Short exercise
Look for the string "Tailwind" and copy every line that has it.
========================
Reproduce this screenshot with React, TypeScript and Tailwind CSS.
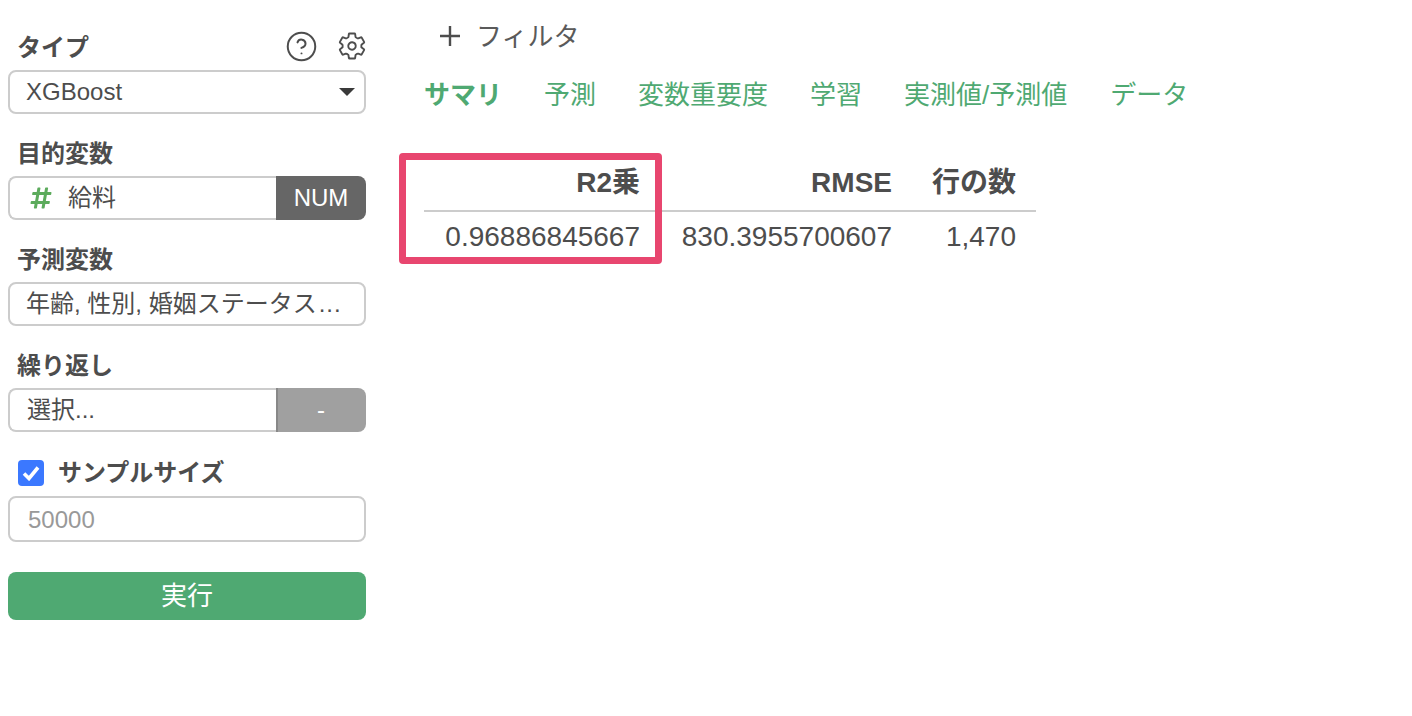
import { CircleHelp } from "lucide-react";
import { FaHashtag } from "react-icons/fa";
import { IoSettingsOutline } from "react-icons/io5";

const tabs = ["サマリ", "予測", "変数重要度", "学習", "実測値/予測値", "データ"];

function Label({ children }: { children: React.ReactNode }) {
	return <div className="flex h-[34px] mb-[5px] ml-[9px] items-center text-[24px] font-bold">{children}</div>;
}

export default function App() {
	return (
		<div className="flex min-h-[716px] bg-white text-[#4d4d4d] font-['Liberation_Sans','Noto_Sans_CJK_JP',sans-serif]">
			{/* --- Sidebar --- */}
			<aside className="w-[358px] ml-2 pt-[31px] shrink-0 text-[24px]">
				<div className="relative">
					<Label>タイプ</Label>
					<div className="absolute right-0 top-[-2px] flex items-center h-[34px] gap-[19px]">
						<CircleHelp size={33} strokeWidth={1.45} />
						<IoSettingsOutline size={30} className="mr-[-1px]" />
					</div>
				</div>
				<div className="flex h-11 items-center justify-between rounded-lg border-2 border-[#ccc] pl-4 pr-[9px]">
					<span>XGBoost</span>
					<svg width="16" height="8" viewBox="0 0 16 8">
						<path d="M0 0H16L8 8Z" fill="#3a3a3a" />
					</svg>
				</div>

				<div className="mt-[23px]">
					<Label>目的変数</Label>
					<div className="flex h-11">
						<div className="flex flex-1 items-center rounded-l-lg border-2 border-r-0 border-[#ccc] pl-[19px]">
							<FaHashtag size={24} className="text-[#5cab5c]" />
							<span className="ml-[15px]">給料</span>
						</div>
						<div className="flex w-[90px] items-center justify-center rounded-r-lg bg-[#666] text-white">NUM</div>
					</div>
				</div>

				<div className="mt-[23px]">
					<Label>予測変数</Label>
					<div className="flex h-11 items-center rounded-lg border-2 border-[#ccc] pl-4 whitespace-nowrap">
						<span>
							年齢, 性別, 婚姻ステータス<span className="ml-[2px] tracking-[1px]">...</span>
						</span>
					</div>
				</div>

				<div className="mt-[23px]">
					<Label>繰り返し</Label>
					<div className="flex h-11">
						<div className="flex flex-1 items-center rounded-l-lg border-2 border-r-0 border-[#ccc] pl-[17px]">選択...</div>
						<div className="flex w-[90px] items-center justify-center rounded-r-lg border-l-2 border-[#888] bg-[#a0a0a0] pr-[2px] text-white">-</div>
					</div>
				</div>

				<div className="mt-7 ml-[10px] flex h-[26px] items-center">
					<div className="flex h-[26px] w-[26px] items-center justify-center rounded bg-[#3b78ff]">
						<svg width="18" height="16" viewBox="0 0 18 16">
							<path d="M2 8.5L7 13.5L16 2.5" fill="none" stroke="white" strokeWidth="3.6" />
						</svg>
					</div>
					<span className="ml-[14px] font-bold">サンプルサイズ</span>
				</div>
				<input
					readOnly
					placeholder="50000"
					className="mt-[10px] block h-[46px] w-full rounded-lg border-2 border-[#ccc] pl-[18px] pt-[2px] placeholder:text-[#999]"
				/>
				<button className="mt-[30px] block h-12 w-full rounded-lg bg-[#4fa972] text-[26px] text-white">実行</button>
			</aside>

			{/* --- Main --- */}
			<main className="ml-[58px] pt-4">
				<div className="flex h-10 items-center pl-4 text-[26px] text-[#5a5a5a]">
					<svg width="20" height="20" viewBox="0 0 20 20">
						<path d="M10 0V20M0 10H20" stroke="#4d4d4d" strokeWidth="2.4" />
					</svg>
					<span className="ml-4 mt-[2px]">フィルタ</span>
				</div>
				<div className="mt-[19px] flex h-10 items-center text-[26px] text-[#4fa972]">
					{tabs.map((t, i) => (
						<span key={t} className={i === 0 ? "font-bold" : i === 5 ? "ml-[43px]" : "ml-[42px]"}>
							{t}
						</span>
					))}
				</div>
				<div className="relative mt-[38px] w-[612px]">
					<table className="w-[612px] table-fixed text-[28px]">
						<thead>
							<tr className="h-[58px] border-b-2 border-[#ccc] text-right">
								<th className="w-[236px] pr-5 pt-[2px]">R2乗</th>
								<th className="w-[252px] pr-5 pt-[2px]">RMSE</th>
								<th className="w-[124px] pr-5 pt-[2px]">行の数</th>
							</tr>
						</thead>
						<tbody>
							<tr className="h-[52px] text-right">
								<td className="pr-5 pb-[1px]">0.96886845667</td>
								<td className="pr-5 pb-[1px]">830.3955700607</td>
								<td className="pr-5 pb-[1px]">1,470</td>
							</tr>
						</tbody>
					</table>
					{/* highlight box */}
					<div className="absolute left-[-25px] top-0 h-[111px] w-[263px] rounded-[4px] border-[7px] border-[#e8466f]" />
				</div>
			</main>
		</div>
	);
}
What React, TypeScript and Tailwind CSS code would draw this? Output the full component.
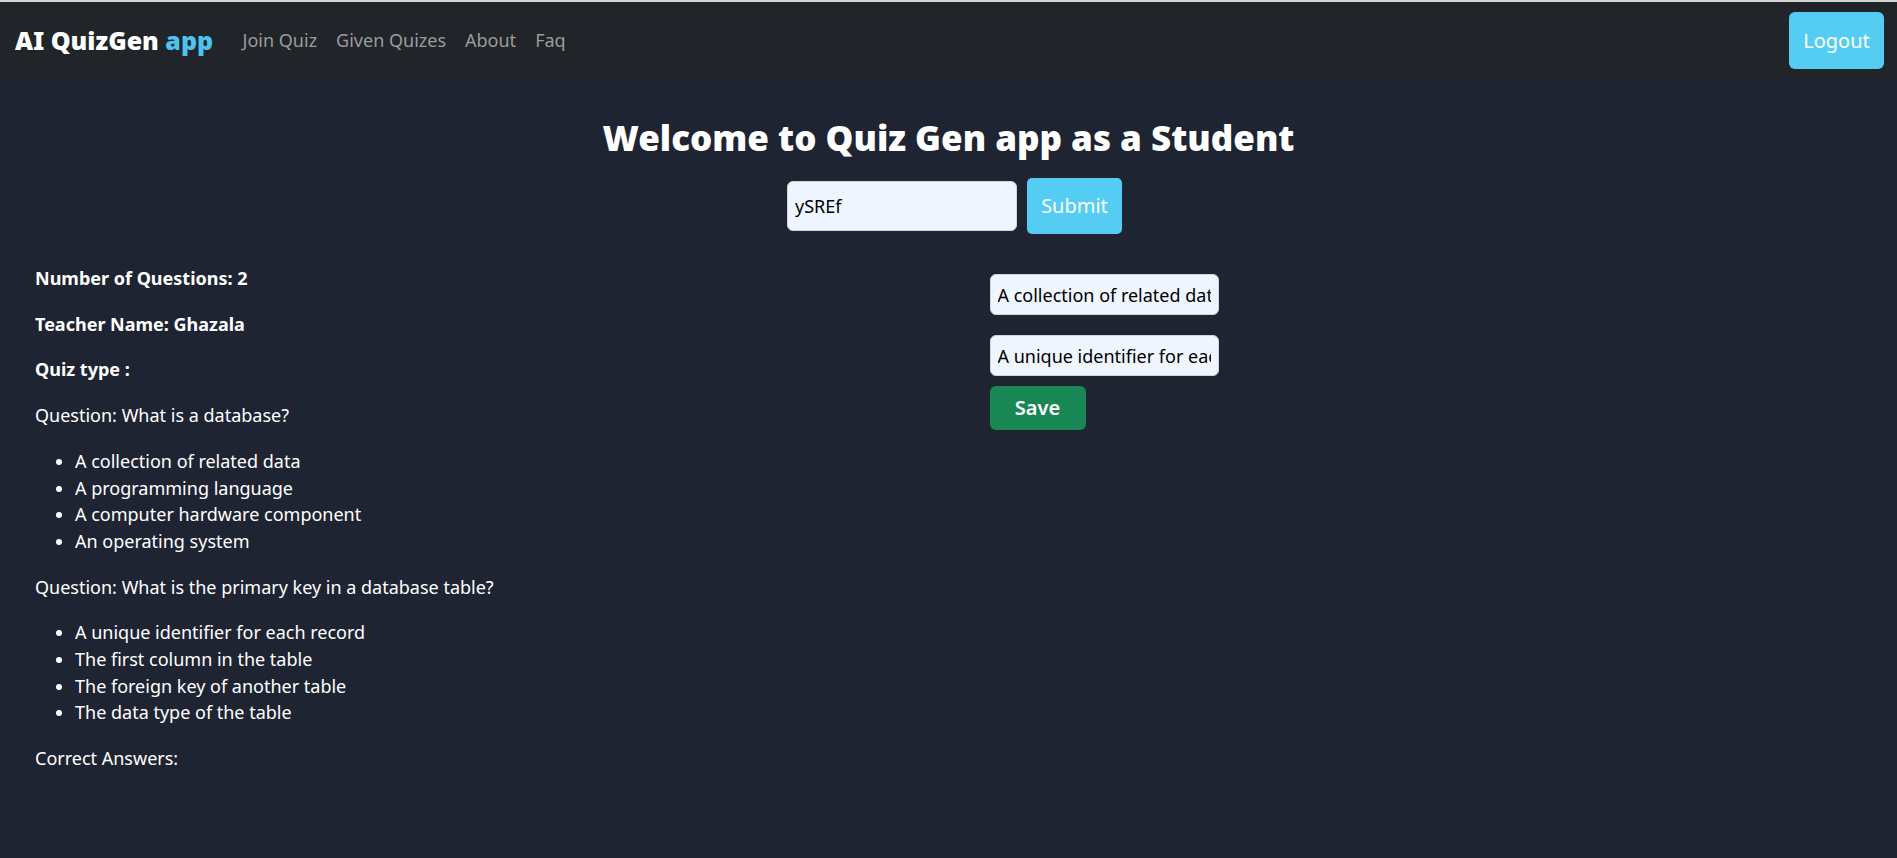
========================
Exercise solution
Reproduce this screenshot with React, TypeScript and Tailwind CSS.
What React, TypeScript and Tailwind CSS code would draw this? Output the full component.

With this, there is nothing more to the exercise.